In the case that the digits can be repeated, thereby including those with trailing zeros like $00012$, and including $00000$,
then we are looking for the number of integer solutions to $$ \left\{ \matrix{ 0 \le x_{\,k} \le 5 \hfill \cr y = 0,2,4 \hfill \cr x_{\,1} + x_{\,2} + x_{\,3} + x_{\,4} + y = 3k\quad \left| {\;0 \le k \le 24/3} \right. \hfill \cr} \right. $$ i.e. $$ \left\{ \matrix{ 0 \le x_{\,k} \le 5 \hfill \cr x_{\,1} + x_{\,2} + x_{\,3} + x_{\,4} = s = 3k - 2j\quad \left| \matrix{ \;0 \le k \le 8 \hfill \cr \;0 \le j \le 2 \hfill \cr} \right. \hfill \cr} \right. $$

Now $$N_{\,b} (s,r,m) = \text{No}\text{. of solutions to}\;\left\{ \begin{gathered} 0 \leqslant \text{integer }x_{\,j} \leqslant r \hfill \\ x_{\,1} + x_{\,2} + \cdots + x_{\,m} = s \hfill \\ \end{gathered} \right.$$ as explained in this other related post is given by $$ N_b (s,r,m)\quad \left| {\;0 \leqslant \text{integers }s,m,r} \right.\quad = \sum\limits_{\left( {0\, \leqslant } \right)\,\,k\,\,\left( { \leqslant \,\frac{s} {r}\, \leqslant \,m} \right)} {\left( { - 1} \right)^k \left( \begin{gathered} m \hfill \\ k \hfill \\ \end{gathered} \right)\left( \begin{gathered} s + m - 1 - k\left( {r + 1} \right) \\ s - k\left( {r + 1} \right) \\ \end{gathered} \right)} $$ Then $$ \sum\limits_{0\, \le \,\,k\,\, \le \,8} {\sum\limits_{0\, \le \,\,j\,\, \le \,2} {N_b (3k - 2j,5,4)} } = 1296 $$ including $00000$, but also $50,004,\;\cdots,\; 55,554$.

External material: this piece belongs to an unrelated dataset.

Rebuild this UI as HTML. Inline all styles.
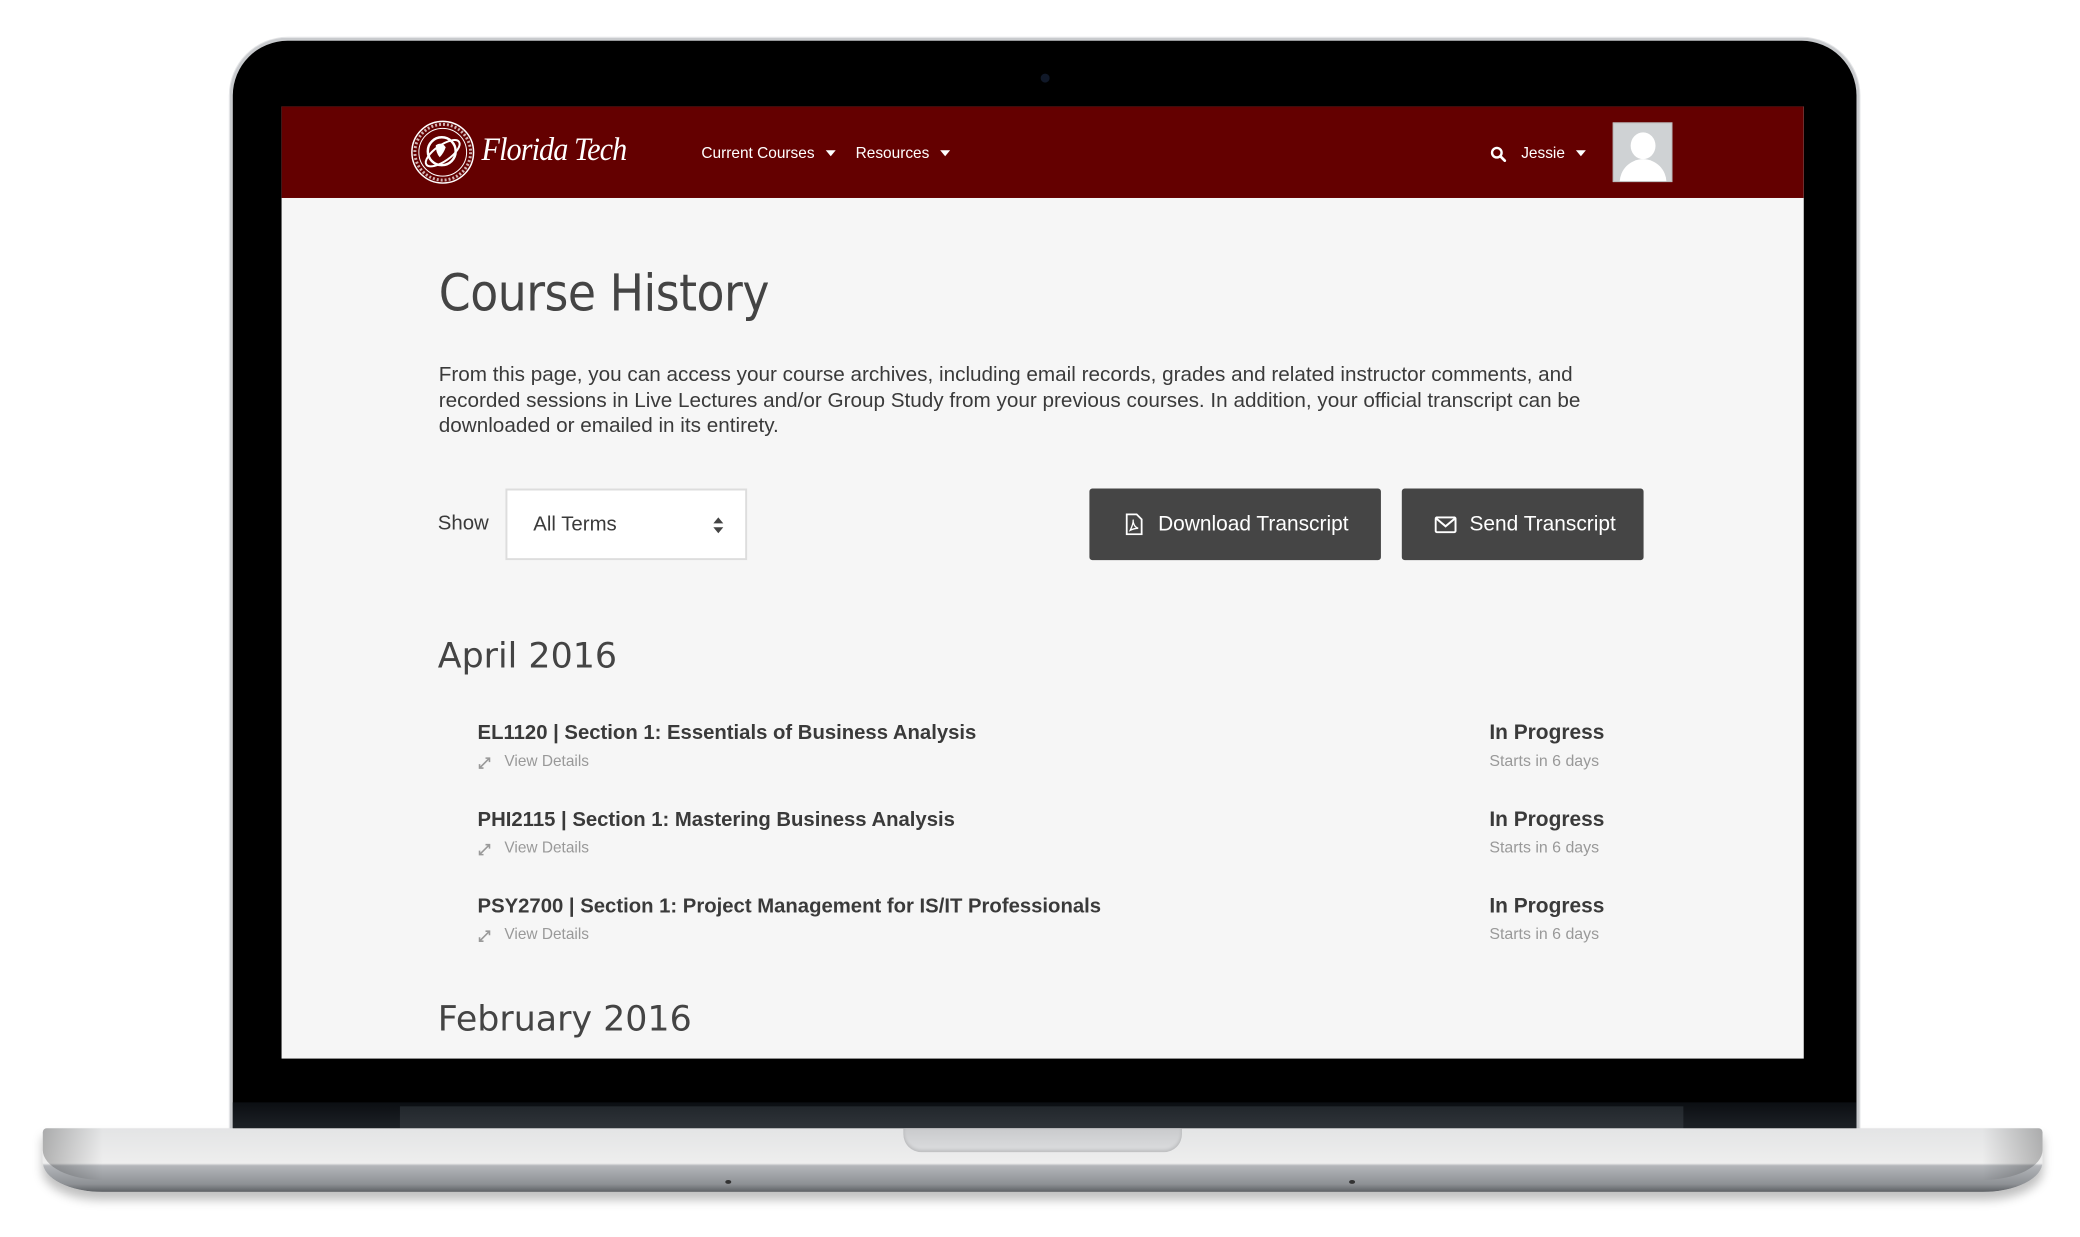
<!DOCTYPE html>
<html><head><meta charset="utf-8"><style>
*{margin:0;padding:0;box-sizing:border-box}
body{width:2080px;height:1237px;background:#fff;position:relative;overflow:hidden;font-family:"Liberation Sans",sans-serif}
#w{position:absolute;left:0;top:0;width:2090px;height:1243px;transform:scale(0.9949);transform-origin:0 0}
.abs{position:absolute}
.bezel{left:231px;top:38px;width:1638px;height:1100px;border-radius:58px 58px 0 0;background:#000;border:3px solid #c9cbce;border-bottom:none;box-shadow:0 0 0 1px #e4e5e7}
.hinge{left:234px;top:1108px;width:1632px;height:26px;background:linear-gradient(#0b0e12,#1d2126)}
.hinge2{left:402px;top:1112px;width:1290px;height:22px;background:linear-gradient(#22272c,#2f3439)}
.screen{left:283px;top:107px;width:1530px;height:957px;background:#f6f6f6;overflow:hidden}
.hdr{left:0;top:0;width:1530px;height:92px;background:#640000;color:#fff}
.base{left:43px;top:1134px;width:2010px;height:64px;border-radius:4px 4px 60px 60px/4px 4px 30px 30px;background:linear-gradient(#e3e4e5 0,#eeeeee 55%,#b3b6ba 59%,#8d9094 88%,#5d6064 100%);box-shadow:0 8px 10px rgba(0,0,0,.25)}
.baseside{left:43px;top:1134px;width:2010px;height:52px;border-radius:4px 4px 60px 60px/4px 4px 30px 30px;background:linear-gradient(90deg,rgba(0,0,0,.25),rgba(0,0,0,0) 3%,rgba(0,0,0,0) 97%,rgba(0,0,0,.25))}
.notch{left:908px;top:1134px;width:280px;height:24px;border-radius:0 0 18px 18px;background:linear-gradient(#c9cacc,#dcdddf);box-shadow:inset 0 -2px 3px rgba(0,0,0,.15)}
.nav{font-size:15.5px;top:39px}
.caret{display:inline-block;width:0;height:0;border-left:5px solid transparent;border-right:5px solid transparent;border-top:6px solid #fff;margin-left:11px;vertical-align:2px}
h1{position:absolute;left:158px;top:158px;font-family:"DejaVu Sans",sans-serif;font-size:46px;color:#444;letter-spacing:-0.5px;font-weight:normal;transform:scaleY(1.1);transform-origin:left top}
.p{left:158px;top:257px;width:1210px;font-size:20.8px;line-height:25.5px;color:#3a3a3a}
.btn{background:#454545;border-radius:3px;color:#fff;font-size:21px;height:72px;top:384px;line-height:72px}
.month{font-family:"DejaVu Sans",sans-serif;font-size:35px;color:#444;left:157px}
.ct{left:197px;font-size:20.4px;font-weight:bold;color:#3a3a3a}
.vd{left:197px;font-size:15.5px;color:#999}
.vd svg{position:absolute;left:0;top:3px}
.ip{left:1214px;font-size:21px;font-weight:bold;color:#3a3a3a}
.sd{left:1214px;font-size:16px;color:#999}
</style></head><body><div id="w">
<div class="abs bezel"></div>
<div class="abs" style="left:1046px;top:74px;width:9px;height:9px;border-radius:50%;background:#101828"></div>
<div class="abs hinge"></div>
<div class="abs hinge2"></div>
<div class="abs screen">
 <div class="abs hdr">
  <svg class="abs" style="left:129px;top:13px" width="66" height="66" viewBox="0 0 66 66"><circle cx="33" cy="33" r="31" fill="none" stroke="#fff" stroke-width="1.5"/><circle cx="33" cy="33" r="24" fill="none" stroke="#fff" stroke-width="1"/><circle cx="33" cy="33" r="28" fill="none" stroke="#fff" stroke-width="3" stroke-dasharray="2 2" opacity=".7"/><circle cx="32" cy="32" r="14" fill="none" stroke="#fff" stroke-width="2.5"/><ellipse cx="33" cy="34" rx="20" ry="8" transform="rotate(-35 33 34)" fill="none" stroke="#fff" stroke-width="2"/><path d="M26 26 q6 -4 10 2 q-2 6 -6 10 q-4 -4 -4 -12z" fill="#fff"/></svg>
  <div class="abs" style="left:201px;top:26px;font-family:'Liberation Serif',serif;font-style:italic;font-size:33px;color:#fff;letter-spacing:-1px;transform:scaleX(.92);transform-origin:left">Florida Tech</div>
  <div class="abs nav" style="left:422px">Current Courses<span class="caret"></span></div>
  <div class="abs nav" style="left:577px">Resources<span class="caret"></span></div>
  <svg class="abs" style="left:1215px;top:40px" width="16" height="16" viewBox="0 0 16 16"><circle cx="6.5" cy="6.5" r="4.8" fill="none" stroke="#fff" stroke-width="2.4"/><path d="M10 10l4.5 4.5" stroke="#fff" stroke-width="2.8" stroke-linecap="round"/></svg>
  <div class="abs nav" style="left:1246px">Jessie<span class="caret"></span></div>
  <div class="abs" style="left:1338px;top:16px;width:60px;height:60px;background:#cfd2d4;border:1px solid #bbb;overflow:hidden">
   <div class="abs" style="left:17px;top:9px;width:25px;height:27px;border-radius:50%;background:#fff"></div>
   <div class="abs" style="left:6px;top:36px;width:47px;height:34px;border-radius:24px 24px 0 0;background:#fff"></div>
  </div>
 </div>
 <h1>Course History</h1>
 <div class="abs p">From this page, you can access your course archives, including email records, grades and related instructor comments, and recorded sessions in Live Lectures and/or Group Study from your previous courses. In addition, your official transcript can be downloaded or emailed in its entirety.</div>
 <div class="abs" style="left:157px;top:407px;font-size:20.5px;color:#3a3a3a">Show</div>
 <div class="abs" style="left:225px;top:384px;width:243px;height:72px;background:#fff;border:2px solid #ddd">
  <div class="abs" style="left:26px;top:22px;font-size:20.5px;color:#3a3a3a">All Terms</div>
  <svg class="abs" style="left:206px;top:26px" width="12" height="18" viewBox="0 0 12 18"><path d="M1 7L6 1l5 6zM1 11l5 6 5-6z" fill="#444"/></svg>
 </div>
 <div class="abs btn" style="left:812px;width:293px">
  <svg class="abs" style="left:36px;top:25px" width="18" height="22" viewBox="0 0 18 22"><path d="M1.5 1h10l5 5v15h-15z" fill="none" stroke="#fff" stroke-width="1.8"/><path d="M5 17c2-4 3-8 3-10s-1 6 5 8c-3 0-6 1-8 2z" fill="none" stroke="#fff" stroke-width="1.3"/></svg>
  <span class="abs" style="left:69px">Download Transcript</span>
 </div>
 <div class="abs btn" style="left:1126px;width:243px">
  <svg class="abs" style="left:33px;top:28px" width="22" height="17" viewBox="0 0 22 17"><rect x="1" y="1" width="20" height="15" rx="1.5" fill="none" stroke="#fff" stroke-width="2"/><path d="M1.5 2l9.5 8 9.5-8" fill="none" stroke="#fff" stroke-width="2"/></svg>
  <span class="abs" style="left:68px">Send Transcript</span>
 </div>
 <div class="abs month" style="top:533px">April 2016</div>
 <div class="abs ct" style="top:619px">EL1120 | Section 1: Essentials of Business Analysis</div>
 <div class="abs vd" style="top:650px"><svg width="14" height="14" viewBox="0 0 14 14"><path d="M2 12L12 2M8 2h4v4M2 8v4h4" fill="none" stroke="#999" stroke-width="1.6"/></svg><span style="margin-left:27px">View Details</span></div>
 <div class="abs ip" style="top:618px">In Progress</div>
 <div class="abs sd" style="top:650px">Starts in 6 days</div>
 <div class="abs ct" style="top:706px">PHI2115 | Section 1: Mastering Business Analysis</div>
 <div class="abs vd" style="top:737px"><svg width="14" height="14" viewBox="0 0 14 14"><path d="M2 12L12 2M8 2h4v4M2 8v4h4" fill="none" stroke="#999" stroke-width="1.6"/></svg><span style="margin-left:27px">View Details</span></div>
 <div class="abs ip" style="top:705px">In Progress</div>
 <div class="abs sd" style="top:737px">Starts in 6 days</div>
 <div class="abs ct" style="top:793px">PSY2700 | Section 1: Project Management for IS/IT Professionals</div>
 <div class="abs vd" style="top:824px"><svg width="14" height="14" viewBox="0 0 14 14"><path d="M2 12L12 2M8 2h4v4M2 8v4h4" fill="none" stroke="#999" stroke-width="1.6"/></svg><span style="margin-left:27px">View Details</span></div>
 <div class="abs ip" style="top:792px">In Progress</div>
 <div class="abs sd" style="top:824px">Starts in 6 days</div>
 <div class="abs month" style="top:898px">February 2016</div>
</div>
<div class="abs base"></div>
<div class="abs baseside"></div>
<div class="abs notch"></div>
<div class="abs" style="left:729px;top:1186px;width:6px;height:4px;border-radius:50%;background:#333"></div>
<div class="abs" style="left:1356px;top:1186px;width:6px;height:4px;border-radius:50%;background:#333"></div>
</div></body></html>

So we have to deduct from the above the solutions to $$ \left\{ \matrix{ 0 \le x_{\,k} \le 5 \hfill \cr x_{\,1} + x_{\,2} + x_{\,3} + 5 = s = 3k - 2j\quad \left| \matrix{ \;0 \le k \le 8 \hfill \cr \;0 \le j \le 2 \hfill \cr} \right. \hfill \cr} \right. $$ i.e. $$ \left\{ \matrix{ 0 \le x_{\,k} \le 5 \hfill \cr x_{\,1} + x_{\,2} + x_{\,3} = s = 3k - 2j - 5\quad \left| \matrix{ \;0 \le k \le 8 \hfill \cr \;0 \le j \le 2 \hfill \cr} \right. \hfill \cr} \right. $$ giving $$ \sum\limits_{0\, \le \,\,k\,\, \le \,8} {\sum\limits_{0\, \le \,\,j\,\, \le \,2} {N_b (3k - 2j - 5,5,3)} } = 216 $$ ($50,000$ is not divisible by $6$)

Thus the final result is $1080$ , which is confirmed by a brute force calculation.